« Tout ce qui est transmis dès leur plus jeune âge pose les fondations de leur curiosité et leur ouverture au monde »
26.09.2025

Comment les enseignant.e.s parviennent-ils/elles à mettre concrètement en œuvre l'éducation en vue d'un développement durable (EDD) dans leur enseignement ? Quelles sont leurs approches et méthodes, quels thèmes privilégient-ils/elles ? Et comment les élèves réagissent-ils/elles ? Nous avons posé ces questions à Carine Colletti, enseignante 1-2P et référente durabilité de l'Établissement primaire de Prélaz, Lausanne.
Où et comment intégrez-vous l'éducation en vue d’un développement durable (EDD) dans votre enseignement ?

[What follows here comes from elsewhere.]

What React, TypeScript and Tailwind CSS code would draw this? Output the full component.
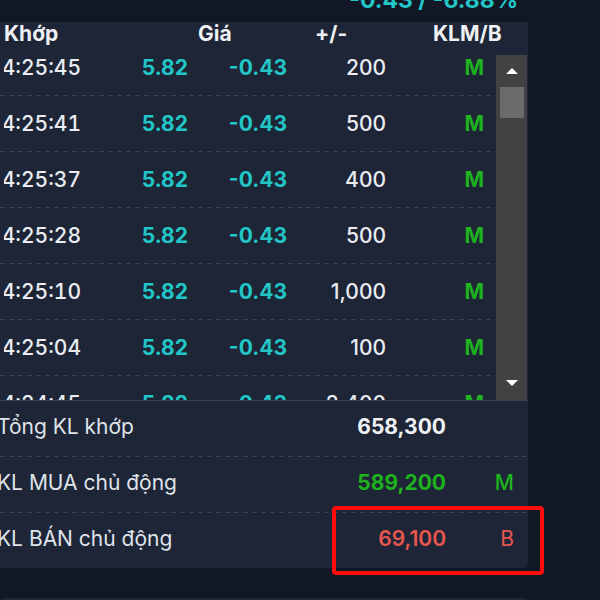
const rows = [
  { t: "14:25:45", p: "5.82", c: "-0.43", v: "200" },
  { t: "14:25:41", p: "5.82", c: "-0.43", v: "500" },
  { t: "14:25:37", p: "5.82", c: "-0.43", v: "400" },
  { t: "14:25:28", p: "5.82", c: "-0.43", v: "500" },
  { t: "14:25:10", p: "5.82", c: "-0.43", v: "1,000" },
  { t: "14:25:04", p: "5.82", c: "-0.43", v: "100" },
  { t: "14:24:45", p: "5.82", c: "-0.43", v: "2,400" },
];

function Dash() {
  return <div className="h-px w-full bg-[linear-gradient(to_right,#3a4355_5px,transparent_5px)] bg-[length:9px_1px] bg-repeat-x" />;
}

function TradeRow({ t, p, c, v }: { t: string; p: string; c: string; v: string }) {
  return (
    <div className="flex flex-col">
      <div className="flex h-[55px] items-center text-[21px] leading-6">
        {/* panel is scrolled sideways a bit, the hour's first digit sits under the edge */}
        <div className="ml-[4px] flex w-[77px] shrink-0 justify-end overflow-hidden whitespace-nowrap font-medium tabular-nums text-[#e9ecf1]">{t}</div>
        <div className="w-[107px] shrink-0 text-right font-bold text-[#22c6c6]">{p}</div>
        <div className="w-[99px] shrink-0 text-right font-bold text-[#22c6c6]">{c}</div>
        <div className="w-[99px] shrink-0 text-right font-medium text-[#e9ecf1]">{v}</div>
        <div className="w-[98px] shrink-0 text-right font-bold text-[#1fb21f]">M</div>
      </div>
      <Dash />
    </div>
  );
}

function Scrollbar() {
  return (
    <div className="flex w-[31px] shrink-0 flex-col items-center bg-[#424242]">
      <div className="flex h-[32px] w-full items-center justify-center">
        <svg width="14" height="8" viewBox="0 0 14 8"><path d="M1 7 L7 1 L13 7 Z" fill="#ffffff" /></svg>
      </div>
      <div className="h-[31px] w-[24px] bg-[#6b6b6b]" />
      <div className="flex-1" />
      <div className="flex h-[28px] w-full items-center justify-center pb-[6px]">
        <svg width="14" height="8" viewBox="0 0 14 8"><path d="M1 1 L13 1 L7 7 Z" fill="#ffffff" /></svg>
      </div>
    </div>
  );
}

function SumRow({ label, value, valueCls, tag, tagCls, last }: { label: string; value: string; valueCls: string; tag?: string; tagCls?: string; last?: boolean }) {
  return (
    <div className="flex flex-col">
      <div className="flex h-[55px] items-center pb-[4px] text-[21px] leading-6">
        <div className="-ml-[3px] w-[449px] shrink-0 whitespace-nowrap text-[#dfe3ea]">{label}</div>
        <div className={`flex w-[0px] shrink-0 justify-end whitespace-nowrap ${valueCls}`}>{value}</div>
        <div className={`w-[68px] shrink-0 text-right ${tagCls ?? ""}`}>{tag}</div>
      </div>
      {!last && <Dash />}
    </div>
  );
}

export default function App() {
  return (
    <div className="relative h-[600px] w-[600px] overflow-hidden bg-[#121726] font-['Inter',sans-serif]">
      <div className="flex h-[22px] w-[528px] justify-end overflow-hidden pr-[10px]">
        <span className="-mt-[11px] text-[23px] font-bold leading-none text-[#22c6c6]">-0.43 / -6.88%</span>
      </div>

      <div className="w-[528px] rounded-br-[6px] bg-[#1d2536]">
        <div className="flex h-[33px] text-[21px] font-bold leading-6 text-[#eef0f4]">
          <div className="w-[198px] shrink-0 pl-[4px]">Khớp</div>
          <div className="w-[117px] shrink-0">Giá</div>
          <div className="w-[118px] shrink-0">+/-</div>
          <div>KLM/B</div>
        </div>

        <div className="flex h-[345px]">
          <div className="w-[496px] shrink-0 overflow-hidden">
            <div className="-mt-[15px]">
              {rows.map((r, i) => (
                <TradeRow key={i} {...r} />
              ))}
            </div>
          </div>
          <Scrollbar />
        </div>

        <div className="h-px bg-[#394254]" />
        <SumRow label="Tổng KL khớp" value="658,300" valueCls="font-bold text-[#eef0f4]" />
        <SumRow label="KL MUA chủ động" value="589,200" valueCls="font-bold text-[#1fb21f]" tag="M" tagCls="font-medium text-[#1fb21f]" />
        <SumRow label="KL BÁN chủ động" value="69,100" valueCls="font-semibold text-[#e8564f]" tag="B" tagCls="text-[#e8564f]" last />
      </div>

      <div className="mt-[30px] h-[10px] w-[528px] rounded-t-[4px] bg-[#1d2536]" />

      <div className="absolute left-[332px] top-[506px] h-[69px] w-[212px] rounded-[4px] border-[4px] border-[#ff0d0d]" />
    </div>
  );
}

Dans mon enseignement, je privilégie des thématiques en lien avec l’environnement proche des élèves. Cela leur permet de comprendre les interactions, de mesurer l’impact de leurs actions et de saisir concrètement les enjeux. Se sentir acteur.rice du changement est un moteur essentiel de la réussite des projets menés et permet de développer chez les jeunes enfants déjà une conscience citoyenne. Les lieux d’apprentissages sont nombreux dans une école et ses alentours, que cela soit dans la classe, le préau, le potager scolaire quand on en a un, le quartier, ou lors de nos journées en forêt. Chacun devient un terrain d’exploration propice à l’EDD.
Quelles sont vos sources d’information principales et de quel(s) type(s) de soutien concret auriez-vous le plus besoin pour faciliter cette intégration dans votre enseignement ?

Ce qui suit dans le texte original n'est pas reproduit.